Collected material:
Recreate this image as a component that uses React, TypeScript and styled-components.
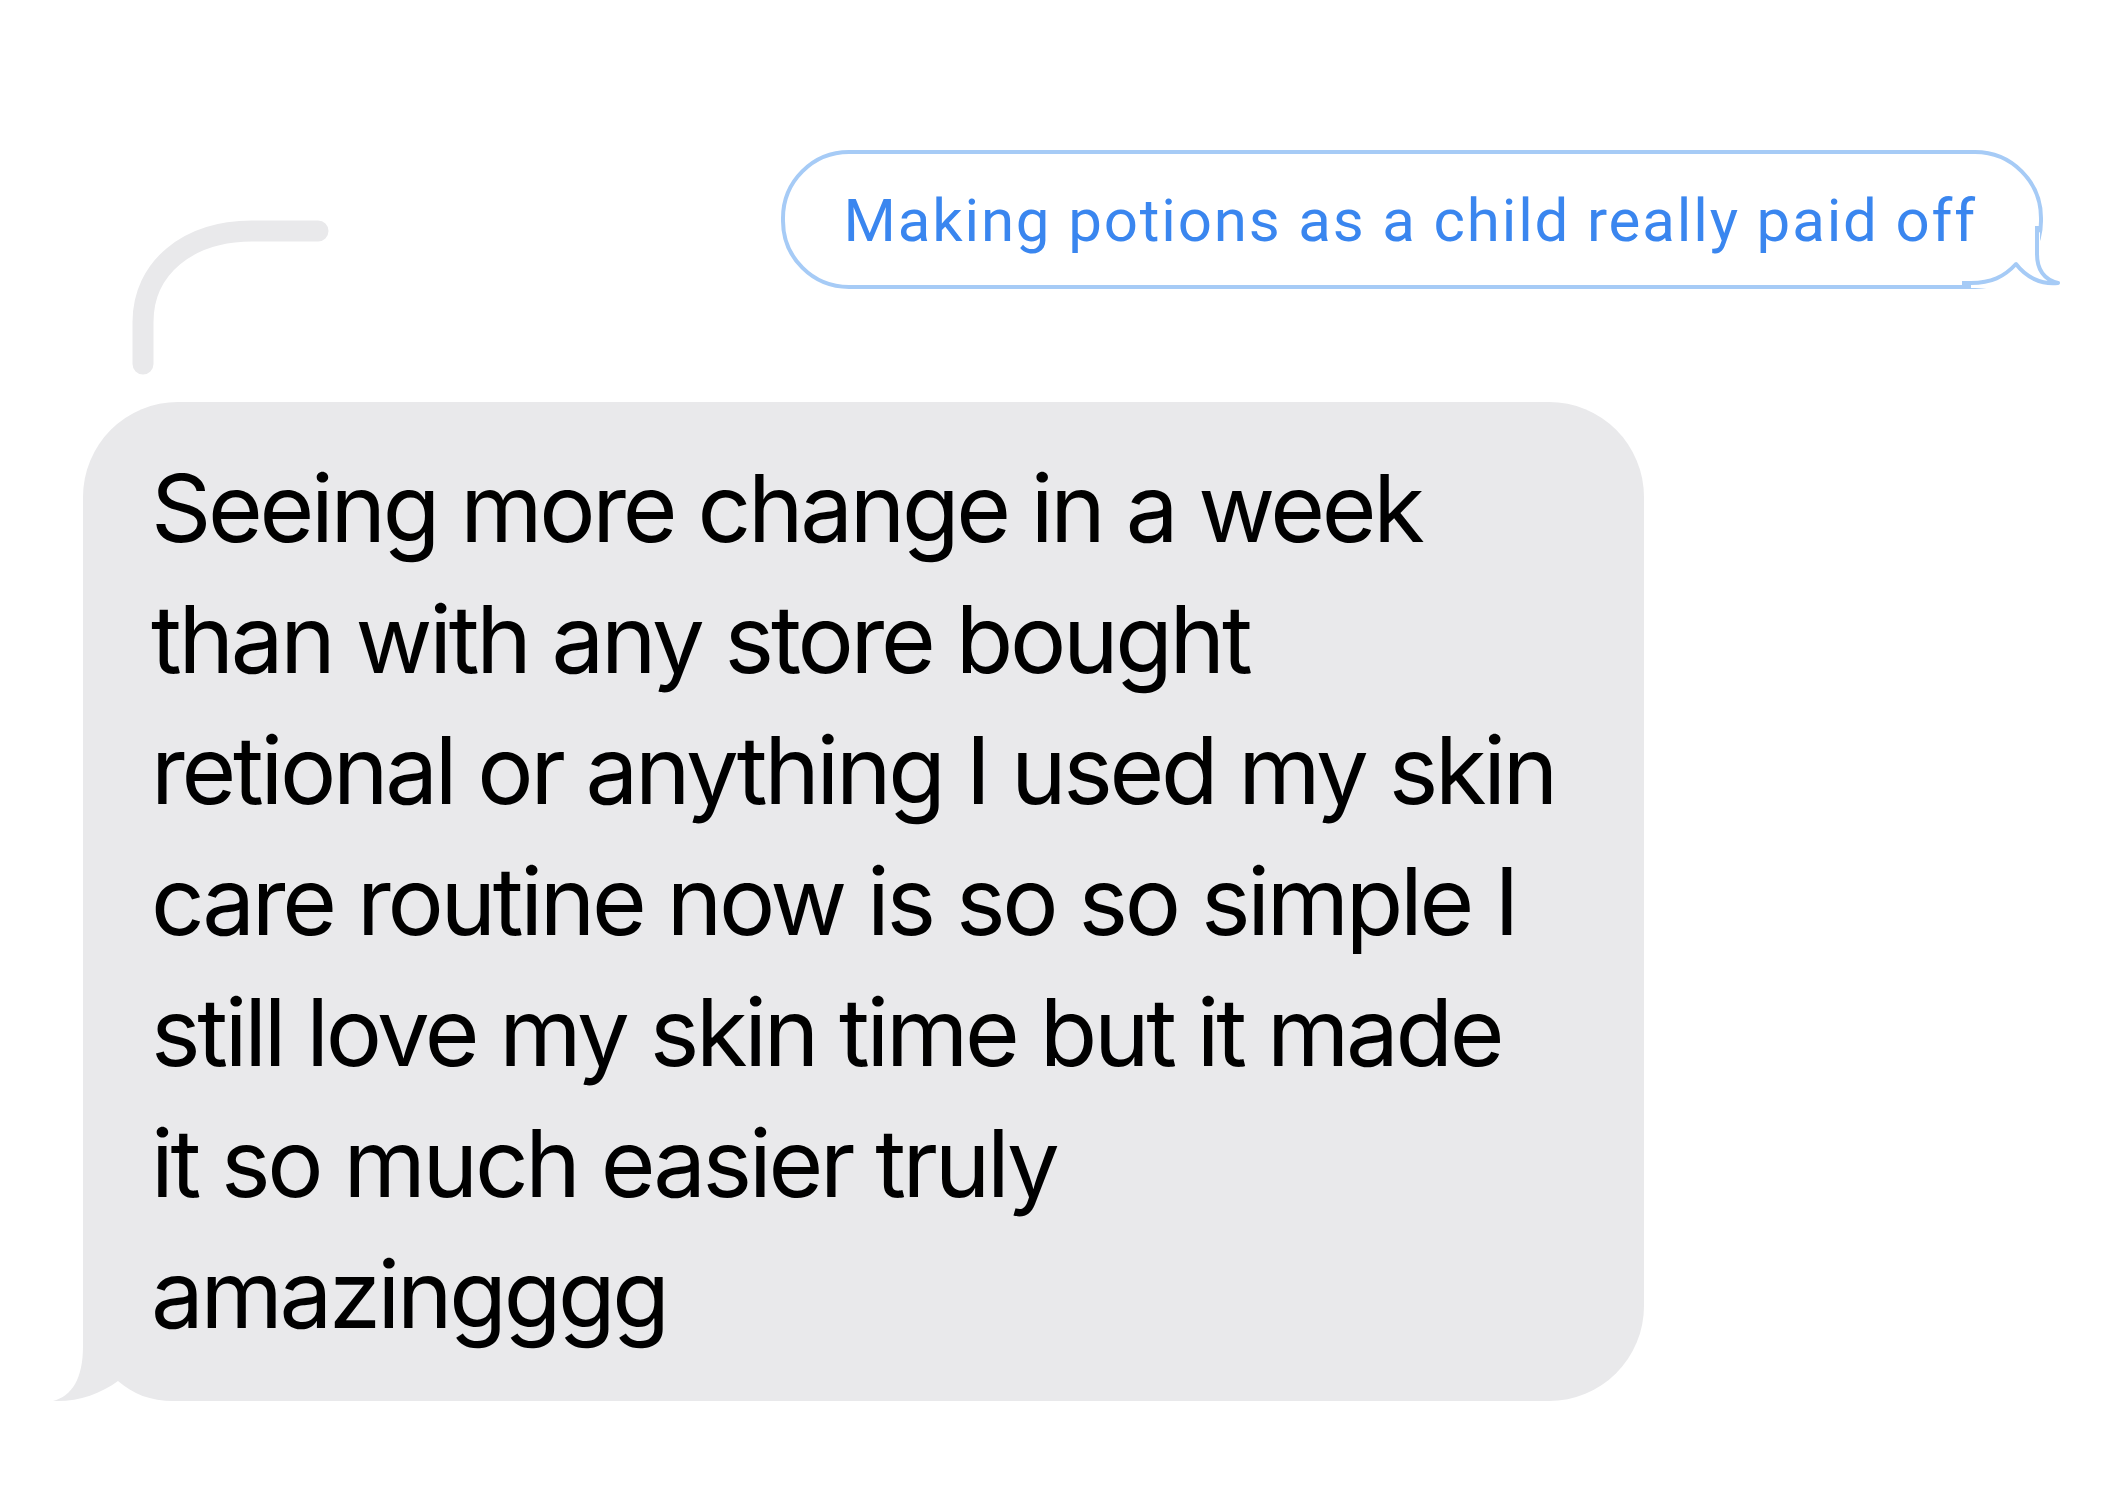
import React from "react";
import styled, { createGlobalStyle } from "styled-components";

const Global = createGlobalStyle`
  html, body { margin: 0; padding: 0; background: #ffffff; }
  * { box-sizing: border-box; }
`;

const Thread = styled.main`
  width: 2116px;
  min-height: 1512px;
  padding: 150px 73px 0 83px;
  display: flex;
  flex-direction: column;
  background: #ffffff;
`;

const SentRow = styled.div`
  display: flex;
  justify-content: flex-end;
`;

const SentBubble = styled.div`
  position: relative;
  border: 4px solid #a6cbf6;
  border-radius: 68px;
  padding: 32px 62px 29px 58px;
  font-family: Roboto, "Liberation Sans", sans-serif;
  font-size: 60px;
  line-height: 70px;
  letter-spacing: 1.85px;
  color: #3a86ef;
  white-space: nowrap;
  background: #ffffff;
`;

const Tail = styled.svg<{ $side: "left" | "right" }>`
  position: absolute;
  z-index: 0;
  bottom: ${(p) => (p.$side === "right" ? "-2px" : "0")};
  ${(p) => (p.$side === "right" ? "right: -22px;" : "left: -31px;")}
  overflow: visible;
`;

const ReplyLine = styled.svg`
  display: block;
  margin: -79px 0 0 37px;
`;

const ReceivedBubble = styled.div`
  position: relative;
  width: 1561px;
  margin-top: 17px;
  background: #e9e9eb;
  border-radius: 95px;
  padding: 41px 40px 41px 68px;
  font-family: Inter, Roboto, "Liberation Sans", sans-serif;
  font-size: 94px;
  line-height: 131px;
  letter-spacing: -3.3px;
  color: #000000;
`;

const Line = styled.span`
  position: relative;
  z-index: 1;
  display: block;
  white-space: nowrap;
`;

const received = [
  "Seeing more change in a week",
  "than with any store bought",
  "retional or anything I used my skin",
  "care routine now is so so simple I",
  "still love my skin time but it made",
  "it so much easier truly",
  "amazingggg",
];

export default function App() {
  return (
    <>
      <Global />
      <Thread>
        <SentRow>
          <SentBubble>
            <Line>Making potions as a child really paid off</Line>
            <Tail $side="right" width="100" height="95" viewBox="1965 196 100 95">
              <path d="M1975 278 L2044 236 L2044 292 L1975 292 Z" fill="#ffffff" />
              <path
                d="M2041 230 L2041 258 C2041 276 2050 284 2062 287 C2045 289 2030 281 2020 268 C2008 281 1995 287 1975 287 L1966 287"
                fill="none"
                stroke="#a6cbf6"
                strokeWidth="4"
                strokeLinejoin="round"
              />
            </Tail>
          </SentBubble>
        </SentRow>
        <ReplyLine width="220" height="175" viewBox="120 210 220 175">
          <path
            d="M143 364 L143 322 C143 268 188 231 252 231 L318 231"
            fill="none"
            stroke="#e9e9eb"
            strokeWidth="21"
            strokeLinecap="round"
          />
        </ReplyLine>
        <ReceivedBubble>
          {received.map((t) => (
            <Line key={t}>{t}</Line>
          ))}
          <Tail $side="left" width="130" height="100" viewBox="52 1300 130 100">
            <path
              d="M83 1300 L83 1345 C83 1378 72 1395 53 1400 C78 1401 100 1393 118 1380 C133 1393 150 1400 174 1400 L182 1400 L182 1300 Z"
              fill="#e9e9eb"
            />
          </Tail>
        </ReceivedBubble>
      </Thread>
    </>
  );
}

Task directions:
List all lines holding the string "components".

Full response:
Recreate this image as a component that uses React, TypeScript and styled-components.
import styled, { createGlobalStyle } from "styled-components";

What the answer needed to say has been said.